NLIHC Releases Interactive “Housing Instability and COVID-19 Map”

NLIHC released an interactive Housing Instability and COVID-19 Map, which helps visualize the extent of the need for housing assistance for low-income renters and people experiencing homelessness throughout the country. The map shows for each U.S. county the number of renters who are experiencing or are at-risk of housing instability, including extremely low-income renters who are severely housing cost-burdened or living in overcrowded conditions; the number of people experiencing homelessness in the Continuum of Care to which each county belongs; and which counties have confirmed COVID-19 cases.

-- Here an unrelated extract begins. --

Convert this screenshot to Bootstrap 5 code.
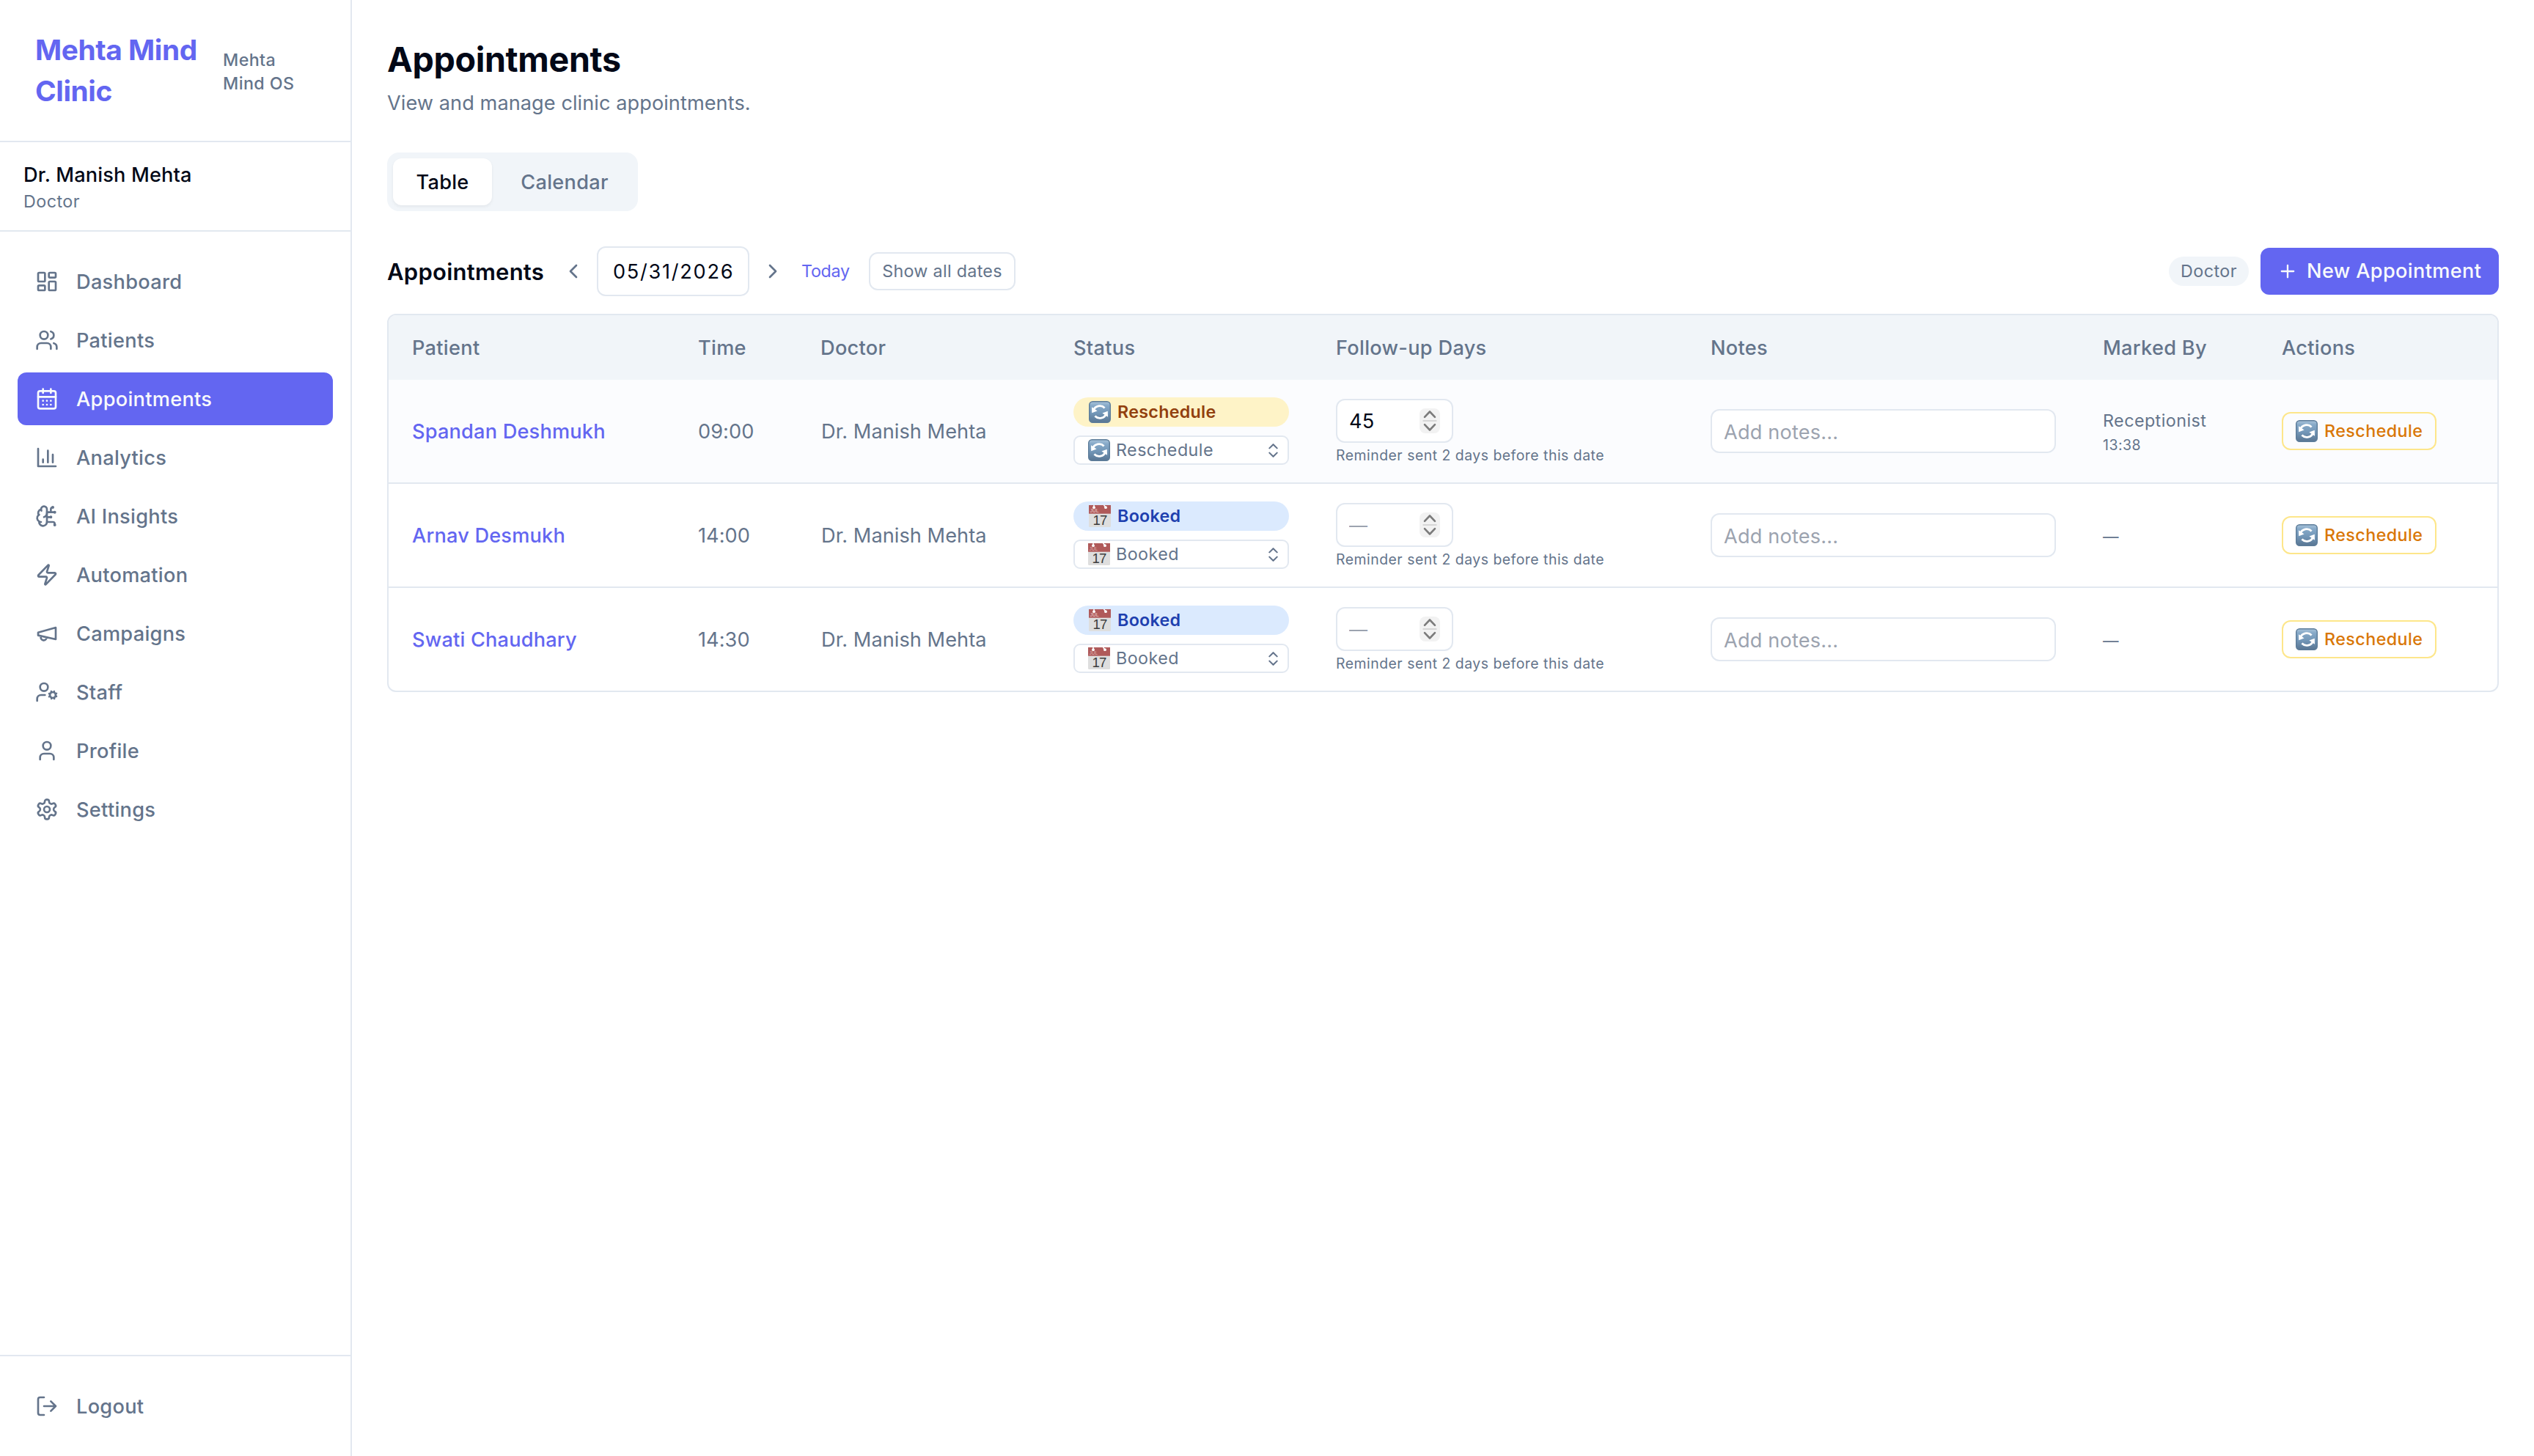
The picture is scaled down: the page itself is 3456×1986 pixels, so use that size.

One of the key findings in NLIHC’s recently released The Gap: A Shortage of Affordable and Available Homes is a shortage of seven million affordable and available homes for extremely low-income renters. Even before the COVID-19 public health and economic crises, nearly eight million extremely low-income renter households were spending more than half of their incomes on their housing, leaving them no ability to save for a future emergency and putting them just one financial shock away from housing instability. That financial shock is here. The Department of Labor announced that 3,283,000 new claims for unemployment insurance were filed in the week that ended March 21, nearly five times larger than any previous increase on record. Recent estimates have predicted that as many as 7.5 million jobs could be lost by June (EPI, 2020a and 2020b).

Severe housing cost burdens and housing instability have worrisome public health consequences. Households that suffer from housing instability, whether by struggling to pay the rent, moving from place to place, or experiencing homelessness, are more likely to have a range of adverse health conditions (Sandel et al., 2018; Stahre et al., 2015), and people experiencing homelessness are at higher risks for a number of health problems (Hwang, 2001). 

The spread of COVID-19 is especially dangerous for the more than 500,000 people experiencing homelessness nightly who cannot control their environments or isolate themselves as easily as others and who often have underlying health conditions. Culhane et al. (2020) estimate the pandemic is likely to cause approximately 21,000 hospitalizations and 3,400 deaths just among those experiencing homelessness. An economic crisis that pushes more low-income households into homelessness will amplify this risk. Another 700,000 renters with extremely low incomes live in overcrowded housing conditions, which also poses risks. The Housing Instability and COVID-19 Map makes clear that the spread of the virus and the looming economic crisis threatens millions of low-income families and people experiencing homelessness.